Jul 18, 2013 Film & TV

Behind the Candelabra

Directed by Steven Soderbergh

USA

Steven Soderbergh knows how to exit a room. The fêted director is leaving the filmmaking party — he’s going into Twitter novel-writing, or something — but we really wish he’d stay, especially when his final party trick is something as delicious, glitzy, bitchy and real as Behind the Candelabra, in which Gordon Gekko and Jason Bourne go at it hammer and tongs.

This flawlessly entertaining peek into the closeted life of Liberace draws from the autobiography of one of the piano queen’s young companions, Scott Thorson. “Lee”, as his closest knew him, gloms onto Scott with lascivious glee, showering him with jewels, home cooking and plastic surgery (everything a girl wants!).

Michael Douglas hits a career high as Liberace: emotionally, he’s simpering, campy and coolly calculating; physically, he lets it all hang out. We never see him rehearse — sex and shopping take precedence — but we see the splashy on-stage numbers and the huffy backstage lows; the artist’s need for approval is ever-present.

As his “baby boy” companion, Matt Damon is a marvel, ballooning in weight and years, blossoming from lost foster child into full-blown cokehead. The real Scott was just 17 when he met Lee; Damon fudges it somewhere in his early 20s.

Liberace has a cadre of enablers who fuss and fawn over him, portrayed by a strong supporting cast: Dan Aykroyd is his straight-edged manager, Rob Lowe is pure comedy as his cosmetic surgeon. At one point, Scott gets surgery too — he is remade in Liberace’s image. It’s comical, but the sinister undercurrent, barely suggested, is that Lee can’t be accused of being in a relationship with a minor if Scott looks more like his son. It was one of Liberace’s many schemes to avoid being outed, which were ultimately undone by his Aids-related death (oh, and the tell-all bio).

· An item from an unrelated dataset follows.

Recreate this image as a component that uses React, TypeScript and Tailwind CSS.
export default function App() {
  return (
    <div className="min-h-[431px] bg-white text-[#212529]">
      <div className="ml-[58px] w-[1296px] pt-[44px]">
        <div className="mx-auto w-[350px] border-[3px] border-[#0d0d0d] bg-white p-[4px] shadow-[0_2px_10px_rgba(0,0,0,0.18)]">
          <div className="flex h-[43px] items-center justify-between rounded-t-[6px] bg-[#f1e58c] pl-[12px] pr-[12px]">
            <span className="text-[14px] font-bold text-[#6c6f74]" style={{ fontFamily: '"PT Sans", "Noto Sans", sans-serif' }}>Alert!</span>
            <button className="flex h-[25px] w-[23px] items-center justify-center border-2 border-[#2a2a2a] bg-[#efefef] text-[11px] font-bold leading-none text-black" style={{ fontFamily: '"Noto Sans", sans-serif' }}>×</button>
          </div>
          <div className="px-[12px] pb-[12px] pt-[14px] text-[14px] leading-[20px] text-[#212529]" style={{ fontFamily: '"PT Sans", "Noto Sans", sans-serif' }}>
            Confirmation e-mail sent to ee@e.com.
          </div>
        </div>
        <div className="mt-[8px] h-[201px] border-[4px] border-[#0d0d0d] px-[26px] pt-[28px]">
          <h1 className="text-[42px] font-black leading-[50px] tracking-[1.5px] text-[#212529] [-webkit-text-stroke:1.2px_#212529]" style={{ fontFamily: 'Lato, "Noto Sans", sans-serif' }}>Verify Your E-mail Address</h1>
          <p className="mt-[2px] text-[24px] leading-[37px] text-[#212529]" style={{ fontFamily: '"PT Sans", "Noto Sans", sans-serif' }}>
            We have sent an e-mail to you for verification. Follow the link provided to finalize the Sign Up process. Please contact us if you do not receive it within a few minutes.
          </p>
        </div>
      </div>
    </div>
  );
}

Douglas and Damon pull off the ebbs and flows of the screwy yet genuine relationship, nailing — so to speak — the touching private moments (touching being the operative word; this is one of the most affectionate portrayals of a male partnership I’ve seen in the mainstream).

Drink it all in on the big screen; in the United States, Behind the Candelabra showed on HBO because it was “too gay” for Hollywood. Too awesome, more like. As Liberace was fond of saying, “Too much of a good thing is wonderful.” Mr Soderbergh, you’ve spoiled us. Don’t stay away too long.